** begin **

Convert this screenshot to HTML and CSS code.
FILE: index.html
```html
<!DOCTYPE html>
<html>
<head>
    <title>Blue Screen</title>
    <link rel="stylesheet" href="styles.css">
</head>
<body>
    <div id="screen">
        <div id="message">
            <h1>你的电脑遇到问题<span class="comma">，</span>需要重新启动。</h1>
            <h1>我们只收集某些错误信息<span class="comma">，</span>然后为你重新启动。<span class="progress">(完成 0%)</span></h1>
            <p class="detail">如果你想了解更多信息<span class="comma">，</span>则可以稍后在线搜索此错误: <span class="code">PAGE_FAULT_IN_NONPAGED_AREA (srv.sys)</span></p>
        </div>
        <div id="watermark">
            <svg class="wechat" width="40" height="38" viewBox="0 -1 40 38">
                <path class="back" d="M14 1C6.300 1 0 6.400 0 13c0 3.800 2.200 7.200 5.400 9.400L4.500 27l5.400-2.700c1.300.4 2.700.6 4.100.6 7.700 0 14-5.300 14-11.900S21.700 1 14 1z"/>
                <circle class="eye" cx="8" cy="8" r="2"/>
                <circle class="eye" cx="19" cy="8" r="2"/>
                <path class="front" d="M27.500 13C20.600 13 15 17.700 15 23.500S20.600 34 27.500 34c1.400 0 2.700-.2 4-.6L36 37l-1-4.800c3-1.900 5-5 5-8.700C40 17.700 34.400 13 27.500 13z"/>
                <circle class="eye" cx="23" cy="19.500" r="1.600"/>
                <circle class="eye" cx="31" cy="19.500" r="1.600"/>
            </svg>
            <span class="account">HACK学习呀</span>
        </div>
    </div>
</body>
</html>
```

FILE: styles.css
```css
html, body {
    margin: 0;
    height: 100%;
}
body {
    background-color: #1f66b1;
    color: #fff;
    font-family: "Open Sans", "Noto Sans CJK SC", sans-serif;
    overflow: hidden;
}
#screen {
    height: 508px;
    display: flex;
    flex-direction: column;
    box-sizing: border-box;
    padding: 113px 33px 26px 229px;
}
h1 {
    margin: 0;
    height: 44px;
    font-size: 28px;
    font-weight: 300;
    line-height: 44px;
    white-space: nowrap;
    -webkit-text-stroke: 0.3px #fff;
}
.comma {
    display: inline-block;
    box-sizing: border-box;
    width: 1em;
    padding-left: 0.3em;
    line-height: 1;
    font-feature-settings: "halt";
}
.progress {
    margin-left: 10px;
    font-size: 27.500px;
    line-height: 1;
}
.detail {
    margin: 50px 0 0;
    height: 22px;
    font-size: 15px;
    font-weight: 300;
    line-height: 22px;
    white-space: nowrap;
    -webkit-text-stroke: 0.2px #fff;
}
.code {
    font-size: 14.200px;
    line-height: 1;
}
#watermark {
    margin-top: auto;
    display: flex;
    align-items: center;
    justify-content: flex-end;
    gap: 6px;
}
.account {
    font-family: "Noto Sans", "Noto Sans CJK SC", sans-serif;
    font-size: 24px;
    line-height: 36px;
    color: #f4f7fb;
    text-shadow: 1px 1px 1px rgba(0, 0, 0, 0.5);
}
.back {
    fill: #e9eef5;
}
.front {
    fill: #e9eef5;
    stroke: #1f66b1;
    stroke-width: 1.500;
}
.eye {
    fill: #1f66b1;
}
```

** end **

**Task requirements**
All of the material above needs to be copied exactly.

**Finished exercise**
Convert this screenshot to HTML and CSS code.
FILE: index.html
```html
<!DOCTYPE html>
<html>
<head>
    <title>Blue Screen</title>
    <link rel="stylesheet" href="styles.css">
</head>
<body>
    <div id="screen">
        <div id="message">
            <h1>你的电脑遇到问题<span class="comma">，</span>需要重新启动。</h1>
            <h1>我们只收集某些错误信息<span class="comma">，</span>然后为你重新启动。<span class="progress">(完成 0%)</span></h1>
            <p class="detail">如果你想了解更多信息<span class="comma">，</span>则可以稍后在线搜索此错误: <span class="code">PAGE_FAULT_IN_NONPAGED_AREA (srv.sys)</span></p>
        </div>
        <div id="watermark">
            <svg class="wechat" width="40" height="38" viewBox="0 -1 40 38">
                <path class="back" d="M14 1C6.300 1 0 6.400 0 13c0 3.800 2.200 7.200 5.400 9.400L4.500 27l5.400-2.700c1.300.4 2.700.6 4.100.6 7.700 0 14-5.300 14-11.900S21.700 1 14 1z"/>
                <circle class="eye" cx="8" cy="8" r="2"/>
                <circle class="eye" cx="19" cy="8" r="2"/>
                <path class="front" d="M27.500 13C20.600 13 15 17.700 15 23.500S20.600 34 27.500 34c1.400 0 2.700-.2 4-.6L36 37l-1-4.800c3-1.900 5-5 5-8.700C40 17.700 34.400 13 27.500 13z"/>
                <circle class="eye" cx="23" cy="19.500" r="1.600"/>
                <circle class="eye" cx="31" cy="19.500" r="1.600"/>
            </svg>
            <span class="account">HACK学习呀</span>
        </div>
    </div>
</body>
</html>
```

FILE: styles.css
```css
html, body {
    margin: 0;
    height: 100%;
}
body {
    background-color: #1f66b1;
    color: #fff;
    font-family: "Open Sans", "Noto Sans CJK SC", sans-serif;
    overflow: hidden;
}
#screen {
    height: 508px;
    display: flex;
    flex-direction: column;
    box-sizing: border-box;
    padding: 113px 33px 26px 229px;
}
h1 {
    margin: 0;
    height: 44px;
    font-size: 28px;
    font-weight: 300;
    line-height: 44px;
    white-space: nowrap;
    -webkit-text-stroke: 0.3px #fff;
}
.comma {
    display: inline-block;
    box-sizing: border-box;
    width: 1em;
    padding-left: 0.3em;
    line-height: 1;
    font-feature-settings: "halt";
}
.progress {
    margin-left: 10px;
    font-size: 27.500px;
    line-height: 1;
}
.detail {
    margin: 50px 0 0;
    height: 22px;
    font-size: 15px;
    font-weight: 300;
    line-height: 22px;
    white-space: nowrap;
    -webkit-text-stroke: 0.2px #fff;
}
.code {
    font-size: 14.200px;
    line-height: 1;
}
#watermark {
    margin-top: auto;
    display: flex;
    align-items: center;
    justify-content: flex-end;
    gap: 6px;
}
.account {
    font-family: "Noto Sans", "Noto Sans CJK SC", sans-serif;
    font-size: 24px;
    line-height: 36px;
    color: #f4f7fb;
    text-shadow: 1px 1px 1px rgba(0, 0, 0, 0.5);
}
.back {
    fill: #e9eef5;
}
.front {
    fill: #e9eef5;
    stroke: #1f66b1;
    stroke-width: 1.500;
}
.eye {
    fill: #1f66b1;
}
```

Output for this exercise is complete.